Heartbeats Will Quietly Destroy Your Context

This one caught me off guard. Every agent runs a periodic heartbeat — Trader every 15 minutes, Xavier every 30, the rest hourly. With heartbeat.target set to "none", each ping appended to the main session. Trader pings 96 times a day. After a few days, its main session hit 125k tokens — 63% full — almost none of it actual work.

380k tokens across 5 agents, just heartbeat accumulation. One config change (heartbeat.target: "heartbeat") isolates them into disposable sessions. Five minutes of editing freed all of it.

If you're running long-lived sessions with any periodic task and haven't isolated them, you have this problem. You just haven't noticed because the growth is slow and compaction masks it.


The Session Boundary Is Where Everything Leaks

The biggest information loss wasn't during tasks — it was between them. Agent finishes a scan, session ends, next session starts blank. Everything it learned: gone.

The fix was three layers of capture. flush_session() runs at task completion — scans working notes for action words, extracts structured facts, pushes them to memory automatically. Pre-compaction flush triggers at ~80% capacity — the system silently writes durable notes before compressing context. Nightly cron does a final sweep — extracts anything the first two missed, deduplicates, reindexes everything fresh.

Over-capture now, filter later. That inversion changed everything.

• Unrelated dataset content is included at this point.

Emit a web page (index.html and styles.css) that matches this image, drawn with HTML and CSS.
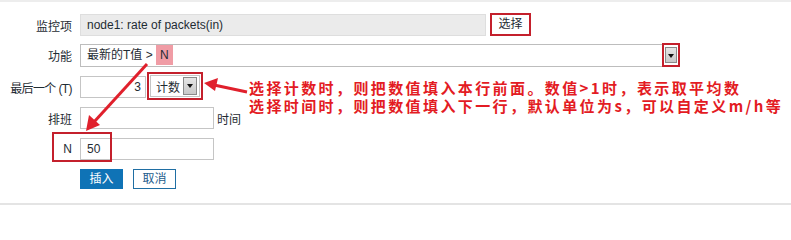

You Need Two Types of Memory

One layer is never enough.

Explicit memory stores what agents actively choose to remember — structured facts, tagged, queryable, high precision. Passive memory indexes everything agents ever wrote — every .md file auto-chunked and embedded by a background daemon. 2,654 chunks and growing. Agents don't know it's happening.

Explicit gives you "what did we decide." Passive gives you "what did we write." Neither alone is the full picture. Together they are.

My audit also flagged that I'm running three overlapping memory systems — native OpenClaw search (hybrid BM25 + vector), MCP Memory Service, and memsearch via Milvus. ~400MB of RAM for what might be redundant coverage. Consolidation is on the list.


Broken Crons Are Silent Failures

The audit caught something I'd missed for weeks: three Xavier handoff crons had timeoutSeconds: 0. Fired three times daily, timed out instantly, completed zero work. Every brief that was supposed to include Xavier intelligence was running on incomplete data. No errors. No alerts. They just finished immediately with nothing.

"Did it run?" is the wrong question. "Did it produce anything?" is the right one.


The Fix Priority

After mapping everything, the order was obvious: fix three broken Xavier crons (2 minutes, immediate brief quality impact). Isolate heartbeats (config patch, stops 380k tokens of drift). Add idle session reset at 12 hours. Disable dormant Food crons. Clean orphaned transcripts.

Total time for all five: about 15 minutes. No downtime. All reversible. The kind of maintenance that should be routine but isn't because the system doesn't tell you it's degrading.


The Takeaway

Memory and sessions are the infrastructure that makes everything else work. But "having memory" isn't the same as "having memory that works well."

The real lessons were all operational: sessions fracture into types you didn't plan for, heartbeats bloat silently, crons fail without telling you, transcripts orphan themselves, and three memory systems might be doing the job of one.

The agents don't maintain themselves. You have to audit the system that maintains them. Build observability before you need it. The problems that kill your system aren't the ones that crash — they're the ones that degrade quietly for weeks until you finally look.